◆ Dataset section
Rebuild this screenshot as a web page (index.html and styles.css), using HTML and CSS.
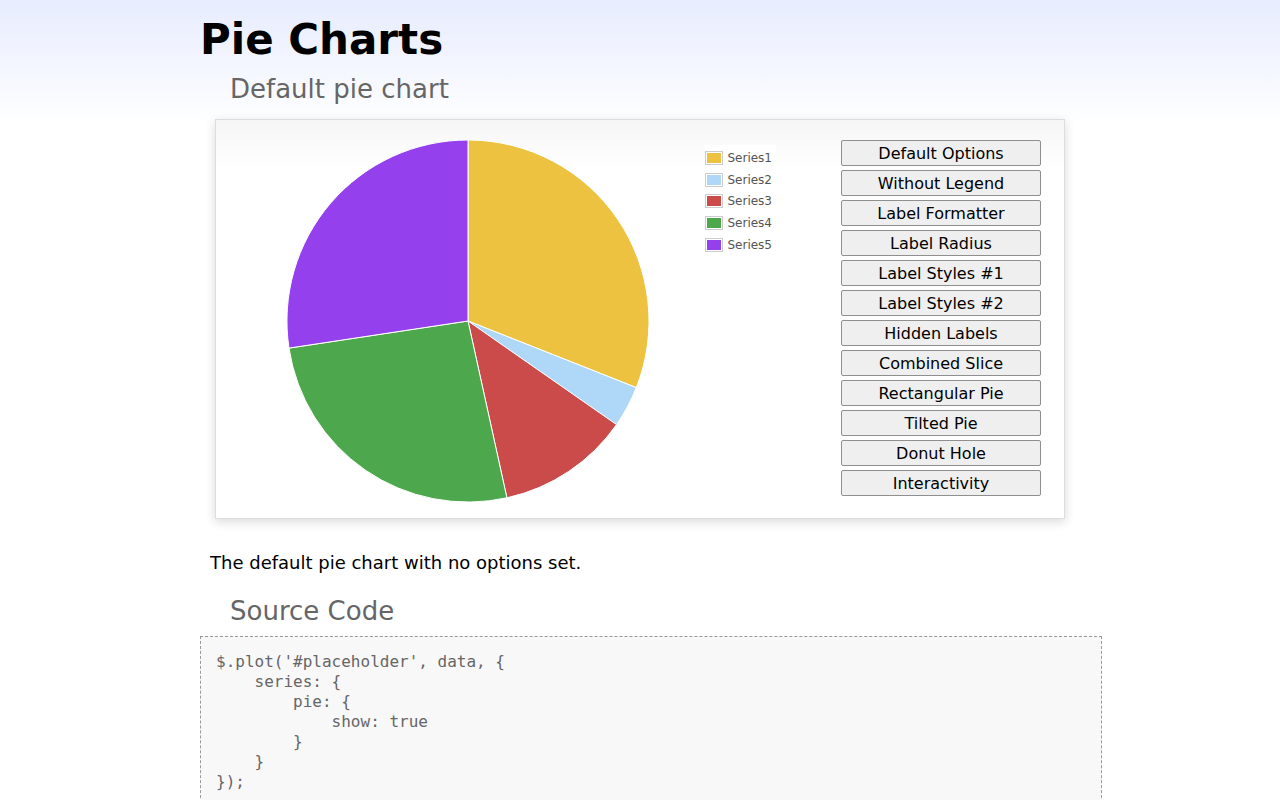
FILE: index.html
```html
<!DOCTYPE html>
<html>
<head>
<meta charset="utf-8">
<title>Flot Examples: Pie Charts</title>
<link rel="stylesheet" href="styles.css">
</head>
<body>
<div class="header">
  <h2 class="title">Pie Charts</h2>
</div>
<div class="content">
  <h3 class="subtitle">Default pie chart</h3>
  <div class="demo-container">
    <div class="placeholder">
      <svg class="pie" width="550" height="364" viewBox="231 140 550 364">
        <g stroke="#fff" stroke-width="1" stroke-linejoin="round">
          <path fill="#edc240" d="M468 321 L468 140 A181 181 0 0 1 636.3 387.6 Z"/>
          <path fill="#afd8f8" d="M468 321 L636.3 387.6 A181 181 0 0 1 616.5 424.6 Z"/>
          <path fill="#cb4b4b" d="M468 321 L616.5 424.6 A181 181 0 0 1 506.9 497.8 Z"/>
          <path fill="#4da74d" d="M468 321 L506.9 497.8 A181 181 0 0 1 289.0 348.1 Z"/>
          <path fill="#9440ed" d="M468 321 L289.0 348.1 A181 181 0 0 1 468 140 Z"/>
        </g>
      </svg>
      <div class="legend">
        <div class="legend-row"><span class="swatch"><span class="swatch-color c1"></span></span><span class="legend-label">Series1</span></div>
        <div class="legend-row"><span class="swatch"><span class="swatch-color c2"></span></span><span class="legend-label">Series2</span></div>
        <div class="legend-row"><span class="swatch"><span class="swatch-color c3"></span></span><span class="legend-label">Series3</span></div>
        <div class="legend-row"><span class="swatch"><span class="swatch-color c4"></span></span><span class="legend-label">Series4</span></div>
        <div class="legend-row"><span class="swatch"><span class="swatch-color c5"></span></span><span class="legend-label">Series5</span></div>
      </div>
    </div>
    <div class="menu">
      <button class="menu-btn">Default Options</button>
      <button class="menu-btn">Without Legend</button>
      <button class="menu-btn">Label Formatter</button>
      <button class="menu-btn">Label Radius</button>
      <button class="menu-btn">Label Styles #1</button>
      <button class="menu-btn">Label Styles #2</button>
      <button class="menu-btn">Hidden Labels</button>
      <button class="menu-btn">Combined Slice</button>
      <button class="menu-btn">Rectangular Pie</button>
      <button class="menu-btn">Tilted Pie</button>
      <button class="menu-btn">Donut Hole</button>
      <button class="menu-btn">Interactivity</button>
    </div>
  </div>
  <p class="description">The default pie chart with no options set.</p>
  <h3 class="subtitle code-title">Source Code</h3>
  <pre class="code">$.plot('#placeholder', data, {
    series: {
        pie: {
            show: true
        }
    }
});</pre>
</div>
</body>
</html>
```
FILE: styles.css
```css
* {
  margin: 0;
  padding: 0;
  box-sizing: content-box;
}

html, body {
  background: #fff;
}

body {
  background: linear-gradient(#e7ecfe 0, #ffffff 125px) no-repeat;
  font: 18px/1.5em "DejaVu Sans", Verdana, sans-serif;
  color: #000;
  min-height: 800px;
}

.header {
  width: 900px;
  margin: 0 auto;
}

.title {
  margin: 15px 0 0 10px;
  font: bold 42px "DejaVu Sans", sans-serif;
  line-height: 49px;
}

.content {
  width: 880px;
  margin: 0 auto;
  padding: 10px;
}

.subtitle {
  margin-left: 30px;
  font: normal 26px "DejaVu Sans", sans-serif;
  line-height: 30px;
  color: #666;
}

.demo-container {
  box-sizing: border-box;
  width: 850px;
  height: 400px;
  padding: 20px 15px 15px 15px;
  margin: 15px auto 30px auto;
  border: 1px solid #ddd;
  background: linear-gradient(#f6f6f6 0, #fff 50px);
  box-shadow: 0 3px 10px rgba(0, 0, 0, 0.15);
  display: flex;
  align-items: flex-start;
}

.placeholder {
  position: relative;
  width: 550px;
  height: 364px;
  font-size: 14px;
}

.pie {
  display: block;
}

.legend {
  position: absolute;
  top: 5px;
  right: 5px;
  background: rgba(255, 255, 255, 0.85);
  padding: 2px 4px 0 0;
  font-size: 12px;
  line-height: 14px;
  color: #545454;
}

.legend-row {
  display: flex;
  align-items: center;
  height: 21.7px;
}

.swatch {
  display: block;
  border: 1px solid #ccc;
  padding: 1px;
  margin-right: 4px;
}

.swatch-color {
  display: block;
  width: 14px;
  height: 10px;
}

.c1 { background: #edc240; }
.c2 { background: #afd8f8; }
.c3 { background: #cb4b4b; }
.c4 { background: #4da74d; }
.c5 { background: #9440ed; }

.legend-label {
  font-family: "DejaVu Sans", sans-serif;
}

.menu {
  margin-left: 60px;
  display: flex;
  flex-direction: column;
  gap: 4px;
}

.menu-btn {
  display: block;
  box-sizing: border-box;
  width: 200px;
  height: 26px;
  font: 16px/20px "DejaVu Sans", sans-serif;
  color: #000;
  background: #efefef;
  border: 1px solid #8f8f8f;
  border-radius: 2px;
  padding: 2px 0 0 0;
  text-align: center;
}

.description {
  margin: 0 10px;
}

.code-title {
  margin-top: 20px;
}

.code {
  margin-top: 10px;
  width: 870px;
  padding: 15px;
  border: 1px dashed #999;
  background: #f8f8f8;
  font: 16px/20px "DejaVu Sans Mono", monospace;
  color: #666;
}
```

◆ Your instructions
Copy each line from the data above that includes "index".

◆ Exercise output
Rebuild this screenshot as a web page (index.html and styles.css), using HTML and CSS.
FILE: index.html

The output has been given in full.